I continue on to the point where I made the above photo this morning and briefly gaze over one of the several hills of Roca Verde as I walk down the steep hill (easier down than up!) to our entrance gate on a volunteer-built sidewalk traversing a low-income neighborhood that used to be known for drug sales but I think has moved beyond that now. It is the smell of gray water coming out into the street gutters that I object to now and sometimes the barking of dogs or late night music at the community center. But that’s life!  🙂
I walk through the Roca Verde gate and wave at the quiet young man maintaining the gate for car traffic security. Roosters crow and chase chickens around the entrance yard and occasionally there is the mooing of cows as I walk past the pasture in front of my house, checking the big trees for birds. After clicking my compound gate open, I walk up the very steep drive to my house on the right. A simple but comfortable little two-bedroom, one-bath house surrounded by trees and flowers, birds and butterflies and lizards; my little tropical paradise I call home as a hummingbird circles the feeder to remind me it needs to be filled again. I thank God for daily reviving me with such visual walking experiences as I settle into a quiet rest-of-the day at home.
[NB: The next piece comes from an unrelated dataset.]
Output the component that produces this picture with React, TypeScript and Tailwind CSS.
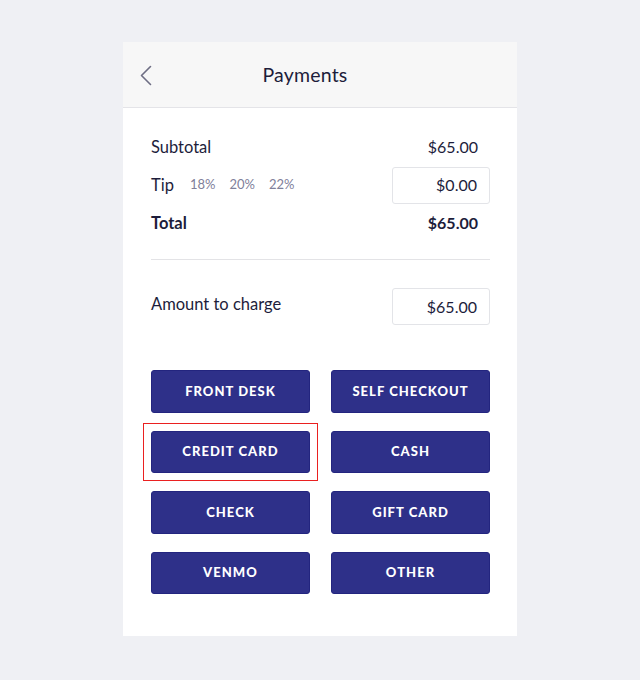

My idea of retirement!  🙂
WHAT’S THIS DESCRIPTIVE WRITING ABOUT?

And if you are wondering about this descriptive writing I am attempting, it is motivated by one of the books I am currently reading, the first novel written by Ernest Hemingway, The Sun Also Rises. I will never be able to write descriptions of my surroundings like Hemingway, but it was fun to try.  🙂   I will probably stick to mostly photo captions in the future on this blog, but I am enjoying reading Hemingway again and will probably read some more of him in between my Agatha Christie mysteries and an occasional serious book and my effort to go back to reading more classics.  Books give you a lot more choices than TV or movies! And more quality!

 

Old Man’s Joy: Having Gardeners!

A team of 6 young men come every two weeks to cut grass, edge beds,
weed, and trim shrubs, flowers or trees as needed.
6 guys swooping over my yard in two hours. Neat! And just $50!
This is Cristian in my garden, Atenas, Costa Rica

 

They save my back and other potential aches and pains as well as time,
and they do it fast and very well. I am fortunate! And they are my friends!
This is Alfredo in my garden, Atenas, Costa Rica

 

My back garden is still the centerpiece, but the whole yard is a garden!
I love living here among the tropical plants with doors/windows always open!
Atenas, Costa Rica

My gardeners were here today and halfway through their work we sat down together on my terraza as they call it (my tiled deck) or patio for water, root beer and cookies, chatting in Spanish with my limited understanding but great enjoyment! In addition to the regular chores, they climbed up my Nance Tree and trimmed out the top with a machete. It had grown so much that I had lost nearly half my vista which is now opened up. They had already done that to the Yellow Bells Trees on the left and they too will need it again soon it appears. And in two weeks they are going to plant an Elephant Ears plant in my back garden where something else died. What a joy to have gardeners!

Tree-trimming opened up a view that was decreasing  rapidly. Probably an annual chore now.